October : I read this book in October.

From Beyond the Grave : Danielle's father's larger-than-life role in her childhood before and after her parents' divorce continues to haunt her to the present day and is like an unseen presence in her marriage with Nikolai.

Spring : The gorgeous Provençal countryside of France and life in a French village is described and depicted in telling detail all throughout the book. That was the only redeeming part of the book.

Power Failure : When the power goes out in the village of Aubais, their huge 13th century Knights Templar fortress, La Commanderie, is shrouded in darkness. In the flickering candlelight, Danielle is surprised by a ghostly woman with calm blue eyes. This is the one and only supernatural foray in the story.

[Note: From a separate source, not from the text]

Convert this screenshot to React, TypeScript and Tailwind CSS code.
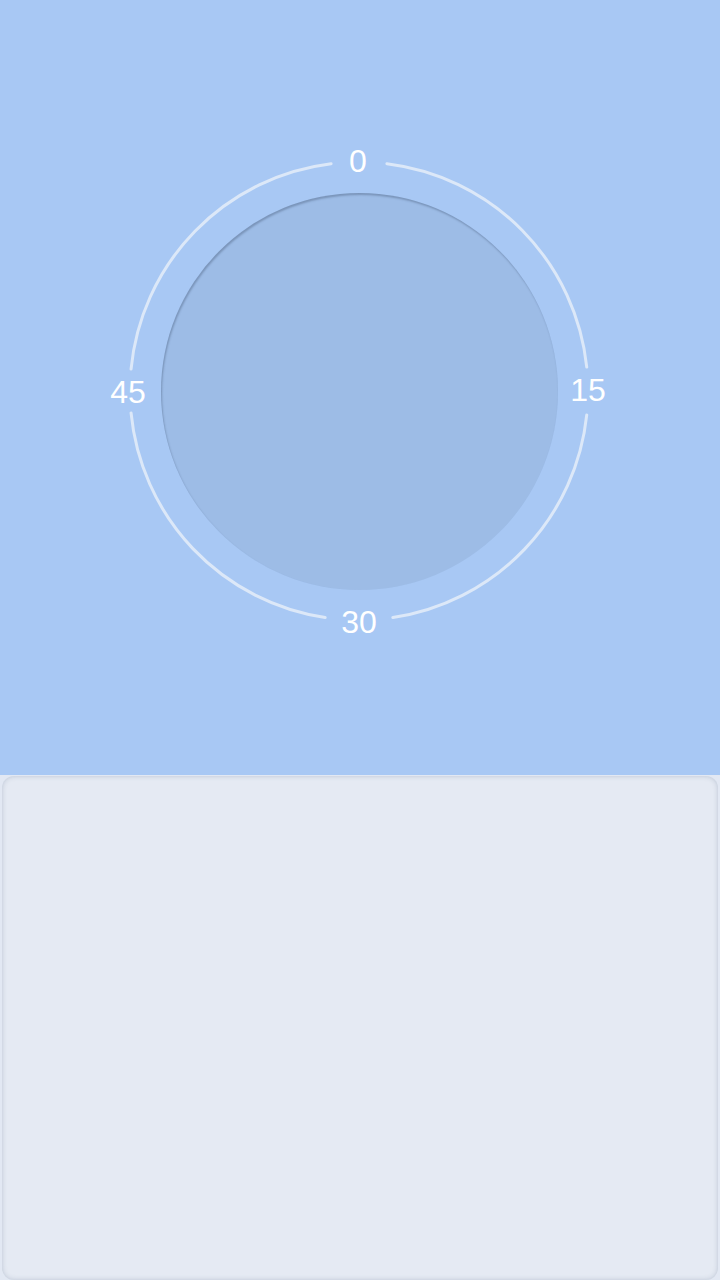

Head : Gosh, I wished and wished and wished Danielle would think with her head and not her emotions. She has an outlandish imagination and revels in the extremes. She has nothing steady underpinning her character.

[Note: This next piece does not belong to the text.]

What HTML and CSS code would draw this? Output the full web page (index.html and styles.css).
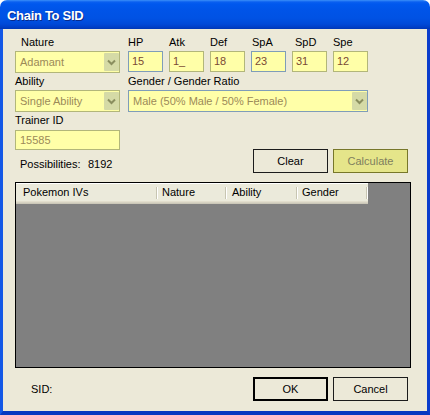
FILE: index.html
```html
<!DOCTYPE html>
<html>
<head>
<meta charset="utf-8">
<link rel="stylesheet" href="styles.css">
</head>
<body>
<div class="window">
  <div class="titlebar"><span class="title">Chain To SID</span></div>
  <div class="client">
    <div class="form-grid">
      <span class="lbl lbl-nature">Nature</span>
      <span class="lbl">HP</span>
      <span class="lbl">Atk</span>
      <span class="lbl">Def</span>
      <span class="lbl lbl-spa">SpA</span>
      <span class="lbl lbl-spd">SpD</span>
      <span class="lbl">Spe</span>

      <div class="combo olive"><span class="combo-text">Adamant</span><span class="combo-btn"><svg width="15" height="18" viewBox="0 0 15 18"><path d="M4 7.5 L7.5 11 L11 7.5" fill="none" stroke="#8a8e5e" stroke-width="2"/></svg></span></div>
      <div class="stat blue">15</div>
      <div class="stat olive">1_</div>
      <div class="stat olive">18</div>
      <div class="stat blue">23</div>
      <div class="stat olive">31</div>
      <div class="stat olive">12</div>

      <span class="lbl">Ability</span>
      <span class="lbl span">Gender / Gender Ratio</span>

      <div class="combo olive"><span class="combo-text">Single Ability</span><span class="combo-btn"><svg width="15" height="18" viewBox="0 0 15 18"><path d="M4 7.5 L7.5 11 L11 7.5" fill="none" stroke="#8a8e5e" stroke-width="2"/></svg></span></div>
      <div class="combo blue span wide"><span class="combo-text">Male (50% Male / 50% Female)</span><span class="combo-btn"><svg width="15" height="18" viewBox="0 0 15 18"><path d="M4 7.5 L7.5 11 L11 7.5" fill="none" stroke="#8a8e5e" stroke-width="2"/></svg></span></div>
    </div>

    <div class="mid">
      <div class="mid-left">
        <span class="lbl lbl-tid">Trainer ID</span>
        <div class="field olive">15585</div>
        <div class="poss"><span class="poss-lbl">Possibilities:</span><span>8192</span></div>
      </div>
      <div class="btn-row">
        <button class="btn">Clear</button>
        <button class="btn btn-calc">Calculate</button>
      </div>
    </div>

    <div class="listview">
      <div class="lv-header">
        <div class="col col-ivs">Pokemon IVs</div>
        <div class="col col-nature">Nature</div>
        <div class="col col-ability">Ability</div>
        <div class="col col-gender">Gender</div>
      </div>
    </div>

    <div class="footer">
      <span class="sid">SID:</span>
      <div class="btn-row">
        <button class="btn btn-default">OK</button>
        <button class="btn">Cancel</button>
      </div>
    </div>
  </div>
</div>
</body>
</html>
```
FILE: styles.css
```css
html, body {
  margin: 0;
  padding: 0;
  background: #ffffff;
}
body {
  font-family: "Liberation Sans", Arial, sans-serif;
  font-size: 11px;
  color: #000;
}
.window {
  width: 430px;
  height: 415px;
  display: flex;
  flex-direction: column;
}
.titlebar {
  height: 29px;
  box-sizing: border-box;
  border-radius: 7px 7px 0 0;
  background: linear-gradient(#3b8ff8 0, #0a5ff0 2px, #0058ee 4px, #0054e8 10px, #0052e4 18px, #0049d8 24px, #003fc8 27px, #0036b4 29px);
  padding: 8px 0 0 7px;
}
.title {
  display: block;
  font-weight: bold;
  font-size: 13px;
  line-height: 16px;
  letter-spacing: -0.3px;
  color: #fff;
  text-shadow: 1px 1px 0 #0a2a8a;
}
.client {
  flex: 1;
  background: #ece9d8;
  border-style: solid;
  border-width: 0 3px 4px 3px;
  border-color: #0a46d8 #0a3ccc #0638c0 #1458e6;
  padding: 7px 16px 0 12px;
  display: flex;
  flex-direction: column;
}
.form-grid {
  display: grid;
  grid-template-columns: 107px repeat(6, 35px);
  column-gap: 6px;
  row-gap: 2px;
  align-items: start;
}
.lbl {
  line-height: 13px;
  display: block;
}
.lbl-nature { padding-left: 6px; }
.lbl-spa { padding-left: 1px; }
.lbl-spd { padding-left: 3px; }
.span { grid-column: 2 / -1; }
.olive { border: 1px solid #b2b67a; }
.blue { border: 1px solid #7f9db9; }
.combo {
  width: 105px;
  height: 22px;
  box-sizing: border-box;
  background: #ffffa8;
  display: flex;
  align-items: center;
  justify-content: space-between;
  padding: 1px 0 1px 0;
}
.combo.wide { width: 240px; }
.combo-text {
  padding-left: 4px;
  color: #9c8a58;
  line-height: 18px;
}
.combo-btn {
  width: 15px;
  height: 18px;
  background: #d5daa6;
  display: block;
  border-radius: 1px;
}
.combo-btn svg { display: block; }
.stat {
  width: 35px;
  height: 21px;
  box-sizing: border-box;
  background: #ffffa8;
  color: #7a4a34;
  line-height: 19px;
  padding-left: 3px;
}
.mid {
  display: flex;
  justify-content: space-between;
  align-items: flex-end;
}
.mid-left {
  display: flex;
  flex-direction: column;
}
.lbl-tid { margin-top: 2px; }
.field {
  margin-top: 3px;
  width: 105px;
  height: 20px;
  box-sizing: border-box;
  background: #ffffa8;
  color: #9c8a58;
  line-height: 18px;
  padding-left: 4px;
}
.poss {
  margin-top: 8px;
  padding: 0 0 2px 5px;
  line-height: 13px;
  display: flex;
}
.poss-lbl { width: 68px; }
.btn-row {
  display: flex;
  gap: 5px;
  margin-right: 3px;
}
.btn {
  width: 75px;
  height: 24px;
  box-sizing: border-box;
  border: 1px solid #1c1c1c;
  background: #ece9d8;
  font-family: "Liberation Sans", Arial, sans-serif;
  font-size: 11px;
  color: #000;
  padding: 0;
  margin: 0;
}
.btn-calc {
  background: #e5e58a;
  border-color: #77772a;
  color: #7e7e5e;
}
.btn-default {
  border: 2px solid #000;
}
.listview {
  margin-top: 9px;
  width: 396px;
  height: 186px;
  box-sizing: border-box;
  border: 1px solid #000;
  background: #808080;
}
.lv-header {
  display: flex;
  width: 352px;
  height: 21px;
  background: linear-gradient(#ffffff 0, #ffffff 1px, #ebeadb 1px, #ebeadb 18px, #e2decd 18px, #e2decd 19px, #d6d2c2 19px, #d6d2c2 20px, #cbc7b8 20px, #cbc7b8 21px);
}
.col {
  box-sizing: border-box;
  line-height: 19px;
  padding-left: 4px;
  background:
    linear-gradient(#c7c5b2, #c7c5b2) no-repeat right 1px top 4px / 1px 12px,
    linear-gradient(#ffffff, #ffffff) no-repeat right 0 top 4px / 1px 12px;
}
.col-ivs { width: 142px; padding-left: 7px; }
.col-nature { width: 69px; }
.col-ability { width: 71px; padding-left: 5px; }
.col-gender { width: 70px; }
.footer {
  margin-top: 9px;
  display: flex;
  align-items: center;
}
.sid {
  flex: 1;
  padding-left: 16px;
  line-height: 13px;
}
```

Fester : Their entire ten-year-marriage was one festering, suppurating wound.

Signed, Sealed, Delivered : By the end of the novel, the divorce is final and both the children are living with her in New York City.

Whitewash : No matter how many times Danielle tries to airbrush away Nikolai's weird starts and thoughtless dominating actions, they all add up to a very disturbing whole that she never lets herself see clearly.

But Then I Thought About the Game : As her marriage is disintegrating, in her mind, she constantly flirts with the idea of taking a lover. How will Nikolai react? How will she react? Will the guy she wants be amenable? What impact will it have on her marriage? Was she willing to take the risk? When she tells Nikolai that she's going to go to Paris, he immediately jumps to the right conclusion and so begins their days of playing emotional games on each other.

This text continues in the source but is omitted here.